Immediately prior to this appointment, Jane was International Advocacy Director Law and Policy, at Amnesty International, part of her long career in human rights advocacy as well as human rights and humanitarian assistance in the academic, United Nations and civil society spheres. Jane was Director of the Research and Right to Development Division at the United Nations Office of the High Commissioner for Human Rights (OHCHR), a post from which she retired in March 2015. From 1996 and 2002 she was the Chief of the Women’s Rights Section in the Division for the Advancement of Women in the Department of Economic and Social Affairs in New York. In 2002 she joined OHCHR, where she worked in the Human Rights Treaties Division and as Chief of the Special Procedures Branch.

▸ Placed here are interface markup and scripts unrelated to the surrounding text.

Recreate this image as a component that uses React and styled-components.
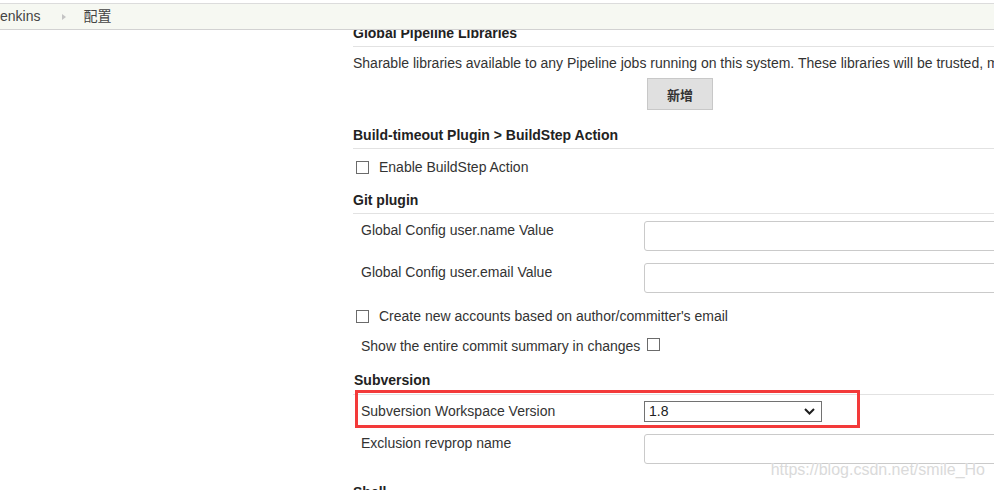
import React from 'react';
import styled, { createGlobalStyle } from 'styled-components';

const GlobalStyle = createGlobalStyle`
  html, body {
    margin: 0;
    padding: 0;
    background: #fff;
    overflow: hidden;
  }
  body {
    font-family: "Liberation Sans", Arial, "Noto Sans CJK SC", sans-serif;
    font-size: 14px;
    color: #333;
  }
`;

const Page = styled.div`
  position: relative;
  width: 994px;
  height: 490px;
  padding-top: 3px;
  box-sizing: border-box;
  overflow: hidden;
`;

const Breadcrumbs = styled.div`
  position: relative;
  z-index: 2;
  display: flex;
  align-items: center;
  height: 25px;
  background: #f6f8f2;
  border-top: 1px solid #dcdcdc;
  border-bottom: 1px solid #d2d2d2;
  font-size: 14px;
  color: #444;
  white-space: nowrap;
`;

const Crumb = styled.span`
  margin-left: ${p => p.$offset}px;
  line-height: 17px;
`;

const CrumbArrow = styled.span`
  margin-left: 22px;
  width: 0;
  height: 0;
  border-left: 4px solid #c4c4c4;
  border-top: 3.5px solid transparent;
  border-bottom: 3.5px solid transparent;
`;

const Main = styled.div`
  margin-left: 353px;
  margin-top: -5px;
  width: 1000px;
`;

const SectionHeader = styled.div`
  margin-top: ${p => p.$top || 0}px;
  padding-bottom: ${p => p.$pad || 4}px;
  padding-left: ${p => p.$indent || 0}px;
  border-bottom: 1px solid #e2e2e2;
  font-weight: bold;
  line-height: 17px;
  color: #222;
`;

const Description = styled.div`
  margin-top: 8px;
  line-height: 17px;
  white-space: nowrap;
`;

const AddButton = styled.button`
  display: block;
  margin: 6px 0 0 294px;
  width: 66px;
  height: 32px;
  background: #e0e0e0;
  border: 1px solid #c8c8c8;
  border-radius: 0;
  font-family: "Noto Sans CJK SC", "Liberation Sans", sans-serif;
  font-size: 13px;
  font-weight: bold;
  color: #333;
  padding: 0;
`;

const CheckRow = styled.div`
  display: flex;
  align-items: center;
  height: ${p => p.$height}px;
  padding-left: 3px;
  padding-top: 2px;
  box-sizing: border-box;
  white-space: nowrap;
`;

const Box = styled.span`
  display: inline-block;
  width: 13px;
  height: 13px;
  box-sizing: border-box;
  border: 1px solid #6b6b6b;
  background: #fff;
  margin-right: ${p => p.$gap || 0}px;
  margin-left: ${p => p.$left || 0}px;
`;

const FieldRow = styled.div`
  position: relative;
  display: grid;
  grid-template-columns: 291px 1fr;
  align-items: start;
  height: ${p => p.$height}px;
  padding-top: ${p => p.$pad}px;
  box-sizing: border-box;
`;

const Label = styled.div`
  padding-left: 8px;
  padding-top: ${p => p.$pad}px;
  line-height: 17px;
  white-space: nowrap;
`;

const TextInput = styled.div`
  width: 420px;
  height: 30px;
  box-sizing: border-box;
  border: 1px solid #cacaca;
  border-radius: 3px;
  background: #fff;
`;

const Select = styled.div`
  display: flex;
  align-items: center;
  justify-content: space-between;
  width: 178px;
  height: 21px;
  box-sizing: border-box;
  border: 1px solid #727272;
  padding: 0 6px 0 4px;
  background: #fff;
  color: #222;
  line-height: 17px;
`;

const Highlight = styled.div`
  position: absolute;
  top: -5px;
  left: 2px;
  width: 505px;
  height: 38px;
  box-sizing: border-box;
  border: 3px solid #f33a3a;
  pointer-events: none;
`;

const Watermark = styled.div`
  position: absolute;
  right: 9px;
  top: 461px;
  font-size: 16px;
  line-height: 18px;
  color: #dadada;
  text-shadow: 0 0 1px #fff;
`;

const Chevron = () => (
  <svg width="11" height="7" viewBox="0 0 11 7">
    <path d="M1 1 L5.5 5.5 L10 1" fill="none" stroke="#1e1e1e" strokeWidth="2" />
  </svg>
);

export default function App() {
  return (
    <Page>
      <GlobalStyle />
      <Breadcrumbs>
        <Crumb $offset={-7}>Jenkins</Crumb>
        <CrumbArrow />
        <Crumb $offset={17}>配置</Crumb>
      </Breadcrumbs>
      <Main>
        <SectionHeader>Global Pipeline Libraries</SectionHeader>
        <Description>
          Sharable libraries available to any Pipeline jobs running on this system. These libraries will be trusted, meaning they run without “sandbox” restrictions and may use @Grab.
        </Description>
        <AddButton>新增</AddButton>

        <SectionHeader $top={17}>Build-timeout Plugin &gt; BuildStep Action</SectionHeader>
        <CheckRow $height={34}>
          <Box $gap={10} />
          Enable BuildStep Action
        </CheckRow>

        <SectionHeader $top={9}>Git plugin</SectionHeader>
        <FieldRow $height={42} $pad={7}>
          <Label $pad={1}>Global Config user.name Value</Label>
          <TextInput />
        </FieldRow>
        <FieldRow $height={42} $pad={7}>
          <Label $pad={1}>Global Config user.email Value</Label>
          <TextInput />
        </FieldRow>
        <CheckRow $height={34}>
          <Box $gap={10} />
          Create new accounts based on author/committer's email
        </CheckRow>
        <FieldRow $height={28} $pad={6}>
          <Label $pad={0}>Show the entire commit summary in changes</Label>
          <Box $left={3} />
        </FieldRow>

        <SectionHeader $top={12} $pad={5} $indent={1}>Subversion</SectionHeader>
        <FieldRow $height={32} $pad={6}>
          <Label $pad={2}>Subversion Workspace Version</Label>
          <Select>
            <span>1.8</span>
            <Chevron />
          </Select>
          <Highlight />
        </FieldRow>
        <FieldRow $height={42} $pad={7}>
          <Label $pad={1}>Exclusion revprop name</Label>
          <TextInput />
        </FieldRow>

        <SectionHeader $top={15}>Shell</SectionHeader>
      </Main>
      <Watermark>https://blog.csdn.net/smile_Ho</Watermark>
    </Page>
  );
}
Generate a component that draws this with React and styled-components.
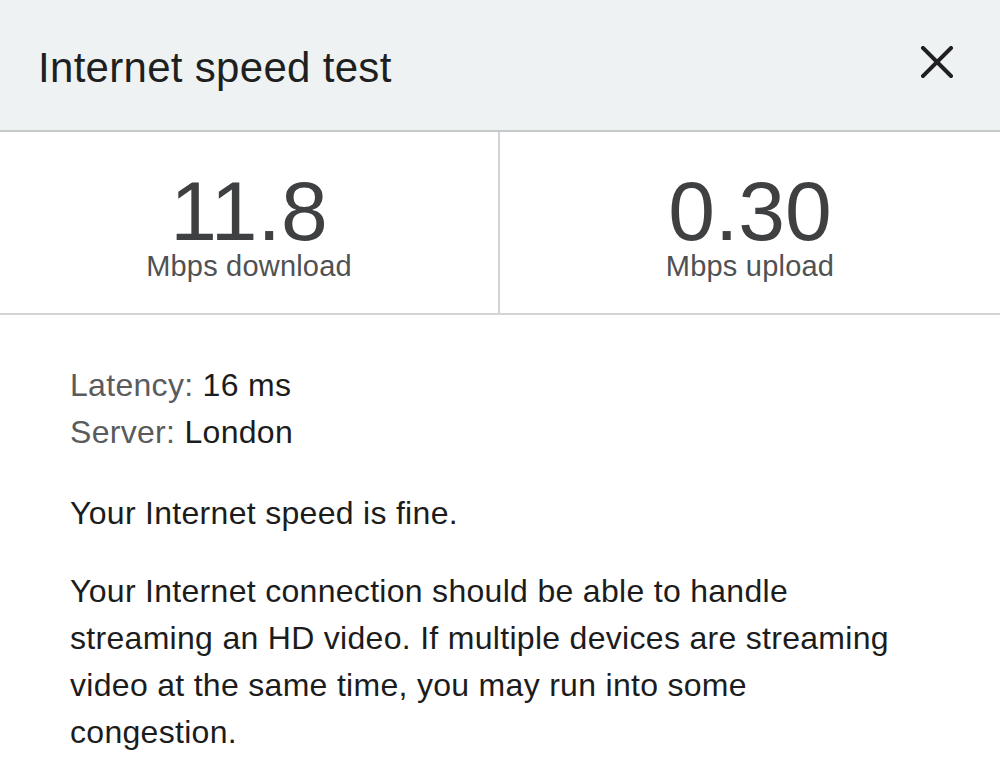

Before joining the United Nations, she was a law teacher at the School of Oriental and African Studies in the University of London, the Universities of Lancaster and Nottingham (UK) and the University of Canberra and the Australian National University (Australia).

She has written on United Nations human rights mechanisms, in particular human rights treaty bodies and the Human Rights Council’s special procedures, the human rights of women, and violence against women and children. She is a trustee of the UK charity, Keeping Children Safe and frequently teaches at universities around the world.

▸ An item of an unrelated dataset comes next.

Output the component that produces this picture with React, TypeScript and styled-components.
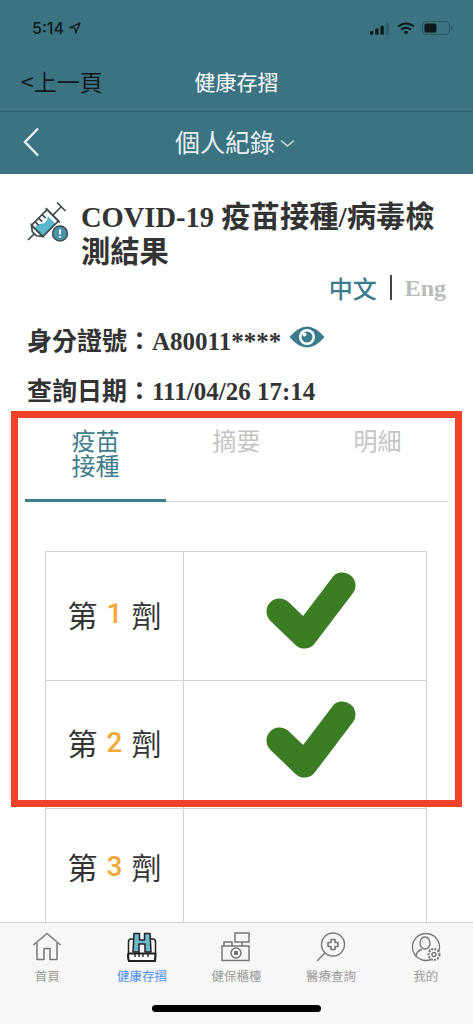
import React from "react";
import styled, { createGlobalStyle } from "styled-components";

const Global = createGlobalStyle`
  html, body { margin: 0; padding: 0; background: #fff; }
  * { box-sizing: border-box; }
  #root { width: 473px; height: 1024px; }
`;

const sans = `"Noto Sans CJK TC", "Noto Sans", sans-serif`;
const serif = `"Liberation Serif", "Noto Sans CJK TC", serif`;

const Page = styled.div`
  position: relative;
  width: 473px;
  height: 1024px;
  display: flex;
  flex-direction: column;
  overflow: hidden;
  background: #fff;
  font-family: ${sans};
`;
const Header = styled.header`
  background: #3b7382;
  height: 174px;
  flex: none;
`;
const StatusBar = styled.div`
  height: 56px;
  padding: 0 20px 0 32px;
  display: flex;
  align-items: center;
  justify-content: space-between;
  color: #0d1a1e;
`;
const Time = styled.div`
  display: flex;
  align-items: center;
  gap: 5px;
  font: 500 16px Inter, sans-serif;
`;
const StatusIcons = styled.div`
  display: flex;
  align-items: center;
  gap: 7px;
`;
const NavRow = styled.div`
  position: relative;
  height: 56px;
  padding: 0 0 6px 21px;
  display: flex;
  align-items: center;
  border-bottom: 1px solid #2d5f6c;
`;
const BackLink = styled.span`
  font-size: 23px;
  color: #10191c;
  font-weight: 400;
`;
const NavTitle = styled.span`
  position: absolute;
  left: 0;
  right: 0;
  text-align: center;
  font-size: 21px;
  color: #fff;
`;
const SubRow = styled.div`
  position: relative;
  height: 62px;
  padding: 0 3px 4px 0;
  display: flex;
  align-items: center;
  justify-content: center;
  gap: 5px;
  color: #e9f0f2;
  font-size: 25px;
  font-weight: 400;
`;
const BackChevron = styled.svg`
  position: absolute;
  left: 22px;
  top: 15px;
`;
const Content = styled.main`
  flex: 1;
  min-height: 0;
  overflow: hidden;
  padding: 26px 25px 0;
  color: #333;
`;
const TitleRow = styled.div`
  display: flex;
  gap: 12px;
  padding-left: 2px;
`;
const Title = styled.h1`
  margin: 0;
  font: 700 29.3px/34px ${serif};
  color: #333;
`;
const TitleLatin = styled.span`
  font-size: 28.5px;
`;
const Lang = styled.div`
  height: 35px;
  margin-top: 1px;
  padding-right: 2px;
  display: flex;
  align-items: center;
  justify-content: flex-end;
  gap: 13px;
  font: 700 24px/34px ${serif};
`;
const LangOn = styled.span`
  color: #3b7c8c;
  font: 500 24px/34px ${sans};
`;
const LangOff = styled.span`
  color: #bbb;
`;
const LangDivider = styled.i`
  width: 2px;
  height: 25px;
  background: #444;
`;
const InfoLine = styled.div`
  height: 50px;
  padding-left: 2px;
  display: flex;
  align-items: center;
  gap: 8px;
  font: 700 25px/30px ${serif};
  color: #333;
`;
const Info = styled.div`
  padding-top: 12px;
`;
const Tabs = styled.div`
  display: grid;
  grid-template-columns: repeat(3, 141px);
  height: 90px;
  margin-top: -5px;
  border-bottom: 1px solid #d4d4d4;
`;
const Tab = styled.div<{ $active?: boolean }>`
  height: 90px;
  padding-top: 15px;
  text-align: center;
  font-size: 24px;
  line-height: 25px;
  font-weight: 400;
  color: ${(p) => (p.$active ? "#3f7d8c" : "#c4c4c4")};
  border-bottom: 3px solid ${(p) => (p.$active ? "#3f7d8c" : "transparent")};
`;
const TabLabel = styled.div`
  width: 50px;
  margin: 0 auto;
`;
const Table = styled.div`
  width: 382px;
  margin: 49px 0 0 20px;
  border: 1px solid #d2d2d2;
  border-bottom: none;
`;
const Row = styled.div<{ $h: number }>`
  display: grid;
  grid-template-columns: 138px 1fr;
  height: ${(p) => p.$h}px;
  border-bottom: 1px solid #d2d2d2;
`;
const DoseCell = styled.div`
  display: flex;
  align-items: center;
  justify-content: center;
  gap: 9px;
  padding-bottom: 5px;
  border-right: 1px solid #d2d2d2;
  font-size: 30px;
  font-weight: 400;
  color: #333;
`;
const DoseNum = styled.span`
  color: #f3a935;
  font: 500 28px Roboto, sans-serif;
`;
const CheckCell = styled.div`
  display: flex;
  align-items: center;
  justify-content: center;
`;
const CheckMark = styled.svg`
  overflow: visible;
`;
const TabBar = styled.nav`
  flex: none;
  height: 102px;
  background: #f7f7f7;
  border-top: 1px solid #d0d0d0;
`;
const TabBarItems = styled.div`
  display: grid;
  grid-template-columns: repeat(5, 1fr);
  padding-top: 9px;
`;
const BarItem = styled.div<{ $active?: boolean }>`
  display: flex;
  flex-direction: column;
  align-items: center;
  gap: 7px;
  font-size: 12.5px;
  line-height: 14px;
  color: ${(p) => (p.$active ? "#4a8ef0" : "#9a9a9a")};
`;
const HomeIndicator = styled.div`
  width: 169px;
  height: 7px;
  margin: 22px auto 0;
  border-radius: 4px;
  background: #000;
`;
const RedBox = styled.div`
  position: absolute;
  left: 11px;
  top: 411px;
  width: 451px;
  height: 396px;
  border: 7px solid #ee4328;
  pointer-events: none;
`;

const Check = () => (
  <CheckMark width="100" height="90" viewBox="0 0 100 90">
    <path d="M24.5 40.5 L49.5 64.5 L87.5 14.5" fill="none" stroke="#3a7d22" strokeWidth="26" strokeLinecap="round" strokeLinejoin="round" />
  </CheckMark>
);

const Syringe = () => (
  <svg width="42" height="44" viewBox="0 0 42 44" style={{ flex: "none" }}>
    <g transform="translate(1,40) rotate(-45)" fill="none" stroke="#3d4a4d" strokeWidth="1.7">
      <path d="M0 0 H9" />
      <path d="M9 -3 L13 -8 V8 L9 3 Z" />
      <path d="M13 8 H31 V-3 Q26 2 21 -2 T13 -3 Z" fill="#5bb8cc" stroke="none" />
      <rect x="13" y="-8" width="22" height="16" />
      <path d="M35 -10 V10 M35 0 H47 M47 -6 V6" />
      <path d="M18 -8 V-3 M23 -8 V-3 M28 -8 V-3" />
    </g>
    <circle cx="33" cy="33.5" r="7.5" fill="#4b93a5" stroke="#3d4a4d" strokeWidth="1.4" />
    <path d="M33 29.5 V34.5" stroke="#fff" strokeWidth="1.8" />
    <circle cx="33" cy="37" r="1" fill="#fff" />
  </svg>
);

const Eye = () => (
  <svg width="36" height="24" viewBox="0 0 36 24" style={{ marginTop: -10 }}>
    <path d="M0.5 12 Q18 -9 35.5 12 Q18 33 0.5 12 Z" fill="#3b7c8c" />
    <circle cx="18" cy="12" r="8" fill="#fff" />
    <circle cx="18" cy="12" r="5.5" fill="#3b7c8c" />
    <circle cx="15.5" cy="9.5" r="2" fill="#fff" />
  </svg>
);

const HomeIcon = () => (
  <svg width="30" height="30" viewBox="0 0 30 30" fill="none" stroke="#777" strokeWidth="1.5" strokeLinejoin="round">
    <path d="M1.5 13 L15 1.5 L28.5 13" />
    <path d="M5 11 V27.5 H12 V16.5 H18 V27.5 H25 V11" />
  </svg>
);
const HealthIcon = () => (
  <svg width="30" height="30" viewBox="0 0 30 30" fill="none" stroke="#222" strokeWidth="1.5" strokeLinejoin="round">
    <path d="M7 1.5 H12.5 V8 H17.5 V1.5 H23 L24 20 H18 V12 H12 V20 H6 Z" fill="#6fb8cc" />
    <path d="M6 7 H4 Q1.5 7 1.5 10 V21 M24 7 H26 Q28.5 7 28.5 10 V21" />
    <path d="M1.5 21.5 H28.5 L28 29 H2 Q0.5 25 1.5 21.5 Z" strokeWidth="2.2" fill="#fff" />
    <path d="M8 21 V25 M12 20 V25 M16 22 V25 M21 21 V25" strokeWidth="1.4" />
  </svg>
);
const CounterIcon = () => (
  <svg width="30" height="30" viewBox="0 0 30 30" fill="none" stroke="#777" strokeWidth="1.5">
    <rect x="14" y="1" width="14" height="9" />
    <path d="M21 10 V14" />
    <path d="M1 28.5 V14 H28 V28.5 Z" />
    <path d="M3 14 V10 H11 V14" />
    <circle cx="15" cy="21" r="5" />
    <rect x="13" y="19" width="4" height="4" fill="#777" stroke="none" />
  </svg>
);
const MedicalIcon = () => (
  <svg width="30" height="30" viewBox="0 0 30 30" fill="none" stroke="#777" strokeWidth="1.4">
    <circle cx="17" cy="12.5" r="11.5" />
    <path d="M1 29 L9 21" />
    <path d="M15 7.5 H19 V10.5 H22 V14.5 H19 V17.5 H15 V14.5 H12 V10.5 H15 Z" strokeLinejoin="round" strokeWidth="1.6" />
  </svg>
);
const MeIcon = () => (
  <svg width="30" height="30" viewBox="0 0 30 30" fill="none" stroke="#777" strokeWidth="1.3">
    <circle cx="15" cy="15" r="13.5" />
    <ellipse cx="14" cy="11" rx="5" ry="6" />
    <path d="M5 25 Q5 19 11 17.5 M18 17.5 Q19 18 20 18.5" />
    <circle cx="23" cy="22.5" r="5.5" fill="#f7f7f7" strokeWidth="2" strokeDasharray="2 1.2" />
    <circle cx="23" cy="22.5" r="2" />
  </svg>
);

const doses = [
  { n: 1, h: 129, done: true },
  { n: 2, h: 128, done: true },
  { n: 3, h: 120, done: false },
];

const tabs = [
  { label: "首頁", icon: <HomeIcon /> },
  { label: "健康存摺", icon: <HealthIcon />, active: true },
  { label: "健保櫃檯", icon: <CounterIcon /> },
  { label: "醫療查詢", icon: <MedicalIcon /> },
  { label: "我的", icon: <MeIcon /> },
];

export default function App() {
  return (
    <Page>
      <Global />
      <Header>
        <StatusBar>
          <Time>
            5:14
            <svg width="12" height="12" viewBox="0 0 12 12" fill="none" stroke="#0d1a1e" strokeWidth="1.3">
              <path d="M11 1 L1 5.5 L6 6.2 L6.8 11 Z" strokeLinejoin="round" />
            </svg>
          </Time>
          <StatusIcons>
            <svg width="20" height="13" viewBox="0 0 21 13">
              <rect x="0" y="9" width="3.5" height="4" rx="1" fill="#0d1a1e" />
              <rect x="5.5" y="6.5" width="3.5" height="6.5" rx="1" fill="#0d1a1e" />
              <rect x="11" y="3.5" width="3.5" height="9.5" rx="1" fill="#0d1a1e" />
              <rect x="16.5" y="0.5" width="3.5" height="12.5" rx="1" fill="#2f5f6c" />
            </svg>
            <svg width="18" height="13" viewBox="0 0 18 13" fill="none" stroke="#0d1a1e" strokeWidth="2">
              <path d="M1 4.5 Q9 -1.5 17 4.5" />
              <path d="M4 7.7 Q9 3.8 14 7.7" />
              <path d="M9 12.5 L6.5 10 Q9 8.2 11.5 10 Z" fill="#0d1a1e" stroke="none" />
            </svg>
            <svg width="31" height="14" viewBox="0 0 31 14">
              <rect x="0.5" y="0.5" width="27" height="13" rx="3.5" fill="none" stroke="#2a5562" />
              <rect x="2.5" y="2.5" width="12" height="9" rx="1.5" fill="#0d1a1e" />
              <rect x="29" y="5" width="1.5" height="4" rx="0.7" fill="#2a5562" />
            </svg>
          </StatusIcons>
        </StatusBar>
        <NavRow>
          <BackLink>&lt;上一頁</BackLink>
          <NavTitle>健康存摺</NavTitle>
        </NavRow>
        <SubRow>
          <BackChevron width="19" height="30" viewBox="0 0 19 30" fill="none" stroke="#e9f0f2" strokeWidth="2.4">
            <path d="M16 1.5 L3 15 L16 28.5" />
          </BackChevron>
          個人紀錄
          <svg width="15" height="9" viewBox="0 0 15 9" fill="none" stroke="#c9d8dc" strokeWidth="1.6" style={{ marginTop: 4 }}>
            <path d="M1 1.5 L7.5 7 L14 1.5" />
          </svg>
        </SubRow>
      </Header>
      <Content>
        <TitleRow>
          <Syringe />
          <Title>
            <TitleLatin>COVID-19</TitleLatin> 疫苗接種/病毒檢測結果
          </Title>
        </TitleRow>
        <Lang>
          <LangOn>中文</LangOn>
          <LangDivider />
          <LangOff>Eng</LangOff>
        </Lang>
        <Info>
          <InfoLine>
            身分證號：A80011**** <Eye />
          </InfoLine>
          <InfoLine>查詢日期：111/04/26 17:14</InfoLine>
        </Info>
        <Tabs>
          <Tab $active>
            <TabLabel>疫苗接種</TabLabel>
          </Tab>
          <Tab>
            <TabLabel>摘要</TabLabel>
          </Tab>
          <Tab>
            <TabLabel>明細</TabLabel>
          </Tab>
        </Tabs>
        <Table>
          {doses.map((d) => (
            <Row key={d.n} $h={d.h}>
              <DoseCell>
                第<DoseNum>{d.n}</DoseNum>劑
              </DoseCell>
              <CheckCell>{d.done && <Check />}</CheckCell>
            </Row>
          ))}
        </Table>
      </Content>
      <TabBar>
        <TabBarItems>
          {tabs.map((t) => (
            <BarItem key={t.label} $active={t.active}>
              {t.icon}
              {t.label}
            </BarItem>
          ))}
        </TabBarItems>
        <HomeIndicator />
      </TabBar>
      <RedBox />
    </Page>
  );
}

This is an annual public lecture to be delivered at the beginning of each academic session by a notable friend of SOAS School of Law, addressing a topical subject of general public interest which relates to the role of law in society in a broad sense. The Inception lecture is intended to serve as an inspiration for our students, contribute to public debate and enhance our academic environment. The lecture is open to all new and returning students, academics, practitioners and the general public.

Previous speakers have been Rt Hon. David Lammy, MP, Geoffrey Robertson, QC, Baroness Hale, Michel Massih QC & Dr Azmi Sharom.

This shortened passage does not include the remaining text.